A photospheric and chromospheric activity analysis of the quiescent retrograde-planet host ν Octantis A

The single-lined spectroscopic binary ν Octantis provided evidence of the first conjectured circumstellar planet demanding an orbit retrograde to the stellar orbits. The planet-like behaviour is now based on 1437 radial velocities (RVs) acquired from 2001 to 2013. ν Oct's semimajor axis is only 2.6 au with the candidate planet orbiting $\nu ~{\rm Oct\, A}$ about mid-way between. These details seriously challenge our understanding of planet formation and our decisive modelling of orbit reconfiguration and stability scenarios. However, all non-planetary explanations are also inconsistent with numerous qualitative and quantitative tests including previous spectroscopic studies of bisectors and line-depth ratios, photometry from Hipparcos and the more recent space missions TESS and Gaia (whose increased parallax classifies $\nu ~{\rm Oct\, A}$ closer still to a subgiant, ∼K1 IV). We conducted the first large survey of $\nu ~{\rm Oct\, A}$ 's chromosphere: 198 $\rm Ca\,{\small II}$ H-line and 1160 $\rm {H}\, \alpha$ indices using spectra from a previous RV campaign (2009-2013).
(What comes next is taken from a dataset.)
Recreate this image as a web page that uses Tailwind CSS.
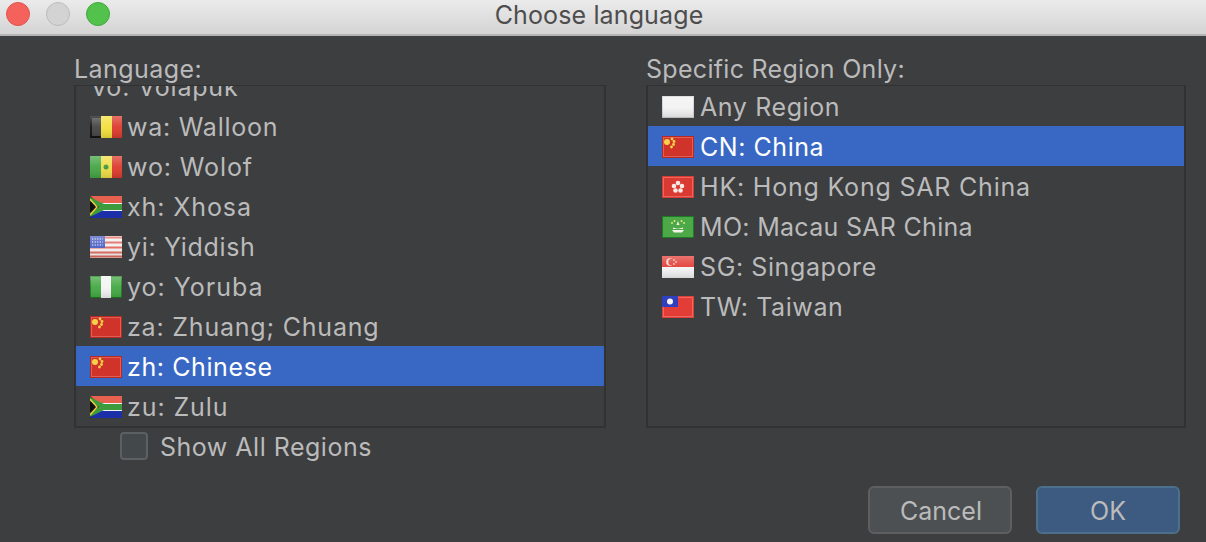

We also acquired 135 spectra (2018-2020) primarily used for additional line-depth ratios, which are extremely sensitive to the photosphere's temperature. We found no significant RV-correlated variability. Our line-depth ratios indicate temperature variations of only ±4 K, as achieved previously. Our atypical $\rm Ca\,{\small II}$ analysis models the indices in terms of S/N and includes covariance significantly in their errors. The $\rm {H}\, \alpha$ indices have a quasi-periodic variability that we demonstrate is due to telluric lines. Our new evidence provides further multiple arguments realistically only in favour of the planet.